O momento atual é o da tomada de poder por aqueles que não querem o poder, mas que buscam limitá-lo. O tipo que vive para o poder já o possuiu bastante e esgarçou ao máximo a capacidade do nosso sistema político de corromper e ser corrompido, atirando o nosso país na lama e na disputa ideológica que fez grassar a intolerância nas esferas mais pacíficas da nossa existência social, como as escolas, as igrejas e as famílias. Não é novidade afirmar que vivemos uma divisão, uma cisão, uma guerra cultural que se reflete tanto na esfera pública quanto na esfera privada; mas pode ser uma novidade que a resposta a essa tensão surja como uma forma de se fazer política voltada mais para o encaminhamento da lei no sentido da justiça do que para a proliferação de leis que nunca são cumpridas.
O fato é que essa geração sente fortemente o peso de sua responsabilidade política, social ou humanitária. São desastres e mais desastres causados pela incompetência, irresponsabilidade ou explícita criminalidade daqueles que detêm o poder. O que hoje se busca modificar quando se fala em necessidade de renovação política é o espírito público corrompido e o seu reflexo na sociedade. A ação política vai existir, quer queiramos ou não. Que ela seja, então, reconfigurada segundo um modelo mais adequado do que aqueles cujo resultado já conhecemos e rejeitamos.

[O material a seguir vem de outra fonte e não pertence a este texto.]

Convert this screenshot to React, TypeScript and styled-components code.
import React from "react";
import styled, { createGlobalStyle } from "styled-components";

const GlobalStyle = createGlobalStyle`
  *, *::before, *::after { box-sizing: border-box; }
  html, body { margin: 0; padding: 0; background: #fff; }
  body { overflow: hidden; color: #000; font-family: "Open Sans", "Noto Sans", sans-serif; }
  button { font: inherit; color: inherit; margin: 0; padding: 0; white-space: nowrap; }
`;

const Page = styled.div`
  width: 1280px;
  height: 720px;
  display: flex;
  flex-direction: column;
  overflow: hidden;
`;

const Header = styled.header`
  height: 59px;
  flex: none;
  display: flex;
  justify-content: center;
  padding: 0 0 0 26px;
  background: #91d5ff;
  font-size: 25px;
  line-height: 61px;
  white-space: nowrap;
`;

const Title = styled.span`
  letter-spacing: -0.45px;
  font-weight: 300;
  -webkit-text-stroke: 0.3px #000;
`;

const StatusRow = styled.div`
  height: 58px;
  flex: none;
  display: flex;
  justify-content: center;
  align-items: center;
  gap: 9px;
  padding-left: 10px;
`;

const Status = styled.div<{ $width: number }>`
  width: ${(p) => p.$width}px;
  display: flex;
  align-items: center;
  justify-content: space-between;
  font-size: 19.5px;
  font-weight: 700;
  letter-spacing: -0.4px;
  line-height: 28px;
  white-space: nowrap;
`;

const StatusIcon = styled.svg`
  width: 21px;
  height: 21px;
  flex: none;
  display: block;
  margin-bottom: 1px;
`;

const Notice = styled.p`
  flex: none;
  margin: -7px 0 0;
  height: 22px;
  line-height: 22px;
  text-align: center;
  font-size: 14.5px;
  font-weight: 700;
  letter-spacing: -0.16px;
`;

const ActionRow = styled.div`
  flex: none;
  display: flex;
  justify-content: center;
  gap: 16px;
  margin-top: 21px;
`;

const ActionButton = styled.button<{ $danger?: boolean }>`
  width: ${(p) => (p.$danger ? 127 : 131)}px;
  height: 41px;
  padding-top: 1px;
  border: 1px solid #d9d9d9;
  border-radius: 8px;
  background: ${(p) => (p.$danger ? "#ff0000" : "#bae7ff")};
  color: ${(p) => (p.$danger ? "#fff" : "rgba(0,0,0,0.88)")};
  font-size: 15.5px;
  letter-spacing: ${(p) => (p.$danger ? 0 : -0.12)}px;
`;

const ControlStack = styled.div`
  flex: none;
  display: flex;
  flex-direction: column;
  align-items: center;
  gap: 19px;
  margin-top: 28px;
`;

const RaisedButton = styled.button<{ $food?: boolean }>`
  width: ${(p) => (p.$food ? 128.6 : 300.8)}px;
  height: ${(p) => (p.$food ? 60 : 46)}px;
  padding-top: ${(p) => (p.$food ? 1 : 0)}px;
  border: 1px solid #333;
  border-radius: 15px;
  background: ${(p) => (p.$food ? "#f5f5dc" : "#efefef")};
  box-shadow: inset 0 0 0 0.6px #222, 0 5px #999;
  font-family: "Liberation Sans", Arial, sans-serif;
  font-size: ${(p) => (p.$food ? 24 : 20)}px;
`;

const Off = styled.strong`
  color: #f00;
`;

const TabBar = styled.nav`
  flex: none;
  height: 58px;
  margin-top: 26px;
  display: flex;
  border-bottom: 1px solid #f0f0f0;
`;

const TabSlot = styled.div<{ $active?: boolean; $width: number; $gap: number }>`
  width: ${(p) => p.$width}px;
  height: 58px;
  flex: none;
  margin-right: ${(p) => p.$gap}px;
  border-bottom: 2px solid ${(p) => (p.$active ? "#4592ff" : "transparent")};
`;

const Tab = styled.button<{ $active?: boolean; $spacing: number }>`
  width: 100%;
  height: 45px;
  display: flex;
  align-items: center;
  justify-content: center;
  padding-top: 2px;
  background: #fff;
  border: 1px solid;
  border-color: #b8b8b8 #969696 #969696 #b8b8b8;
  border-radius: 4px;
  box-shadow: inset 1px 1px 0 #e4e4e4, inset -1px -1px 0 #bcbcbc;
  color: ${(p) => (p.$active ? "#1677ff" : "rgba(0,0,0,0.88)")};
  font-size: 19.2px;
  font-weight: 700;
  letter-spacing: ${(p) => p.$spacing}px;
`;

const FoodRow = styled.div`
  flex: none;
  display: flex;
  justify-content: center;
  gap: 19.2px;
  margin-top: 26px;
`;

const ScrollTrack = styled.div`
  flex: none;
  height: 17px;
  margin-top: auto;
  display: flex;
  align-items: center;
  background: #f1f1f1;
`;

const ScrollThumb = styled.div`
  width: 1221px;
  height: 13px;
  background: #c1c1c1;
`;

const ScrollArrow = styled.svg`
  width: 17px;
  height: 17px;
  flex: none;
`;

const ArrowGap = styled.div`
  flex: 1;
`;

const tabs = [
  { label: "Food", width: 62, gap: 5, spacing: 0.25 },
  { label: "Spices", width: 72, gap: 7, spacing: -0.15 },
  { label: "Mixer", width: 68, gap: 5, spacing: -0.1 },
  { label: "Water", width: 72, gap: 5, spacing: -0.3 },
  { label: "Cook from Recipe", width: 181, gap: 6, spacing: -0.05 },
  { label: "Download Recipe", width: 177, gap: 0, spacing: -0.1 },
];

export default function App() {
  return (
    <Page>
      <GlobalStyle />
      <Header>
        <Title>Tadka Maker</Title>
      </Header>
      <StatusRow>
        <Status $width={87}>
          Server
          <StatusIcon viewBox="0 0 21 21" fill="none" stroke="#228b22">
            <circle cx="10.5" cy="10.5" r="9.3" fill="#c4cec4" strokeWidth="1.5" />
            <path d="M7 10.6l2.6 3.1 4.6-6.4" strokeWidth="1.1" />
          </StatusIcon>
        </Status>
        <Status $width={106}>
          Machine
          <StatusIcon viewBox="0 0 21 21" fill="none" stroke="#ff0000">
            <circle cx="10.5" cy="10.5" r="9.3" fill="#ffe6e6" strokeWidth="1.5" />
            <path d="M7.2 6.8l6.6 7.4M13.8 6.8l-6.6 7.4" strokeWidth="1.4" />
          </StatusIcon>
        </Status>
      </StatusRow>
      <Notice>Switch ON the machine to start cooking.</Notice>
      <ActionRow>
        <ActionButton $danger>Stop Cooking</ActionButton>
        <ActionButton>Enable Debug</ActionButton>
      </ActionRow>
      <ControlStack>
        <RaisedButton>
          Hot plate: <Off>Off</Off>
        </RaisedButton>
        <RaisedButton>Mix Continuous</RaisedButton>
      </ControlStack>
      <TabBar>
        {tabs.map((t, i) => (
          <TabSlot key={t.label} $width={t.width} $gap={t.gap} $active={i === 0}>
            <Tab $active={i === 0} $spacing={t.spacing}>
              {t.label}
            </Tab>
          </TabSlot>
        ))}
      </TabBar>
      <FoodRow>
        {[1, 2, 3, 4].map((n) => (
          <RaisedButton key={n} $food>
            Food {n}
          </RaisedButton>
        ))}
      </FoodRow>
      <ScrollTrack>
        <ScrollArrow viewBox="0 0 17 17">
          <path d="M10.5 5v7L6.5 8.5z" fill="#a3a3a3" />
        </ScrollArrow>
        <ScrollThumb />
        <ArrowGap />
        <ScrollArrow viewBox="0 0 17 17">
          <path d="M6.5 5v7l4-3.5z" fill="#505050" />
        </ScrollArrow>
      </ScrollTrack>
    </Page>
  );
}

Esse novo modelo deve ser democrático, mas a democracia não é apenas o poder de voto ou o poder do povo. Para além da etimologia, democracia é o modelo perfectível da política necessária a uma sociedade aberta composta por indivíduos livres; é o espaço de experimentação política dentro do espírito das leis e que tem sempre por norte a justiça. Justiça essa que transcende o homem mas que pede a ele que a realize na terra segundo os critérios formais e abstratos de suas normas e conforme as inclinações mais genuínas de seu coração.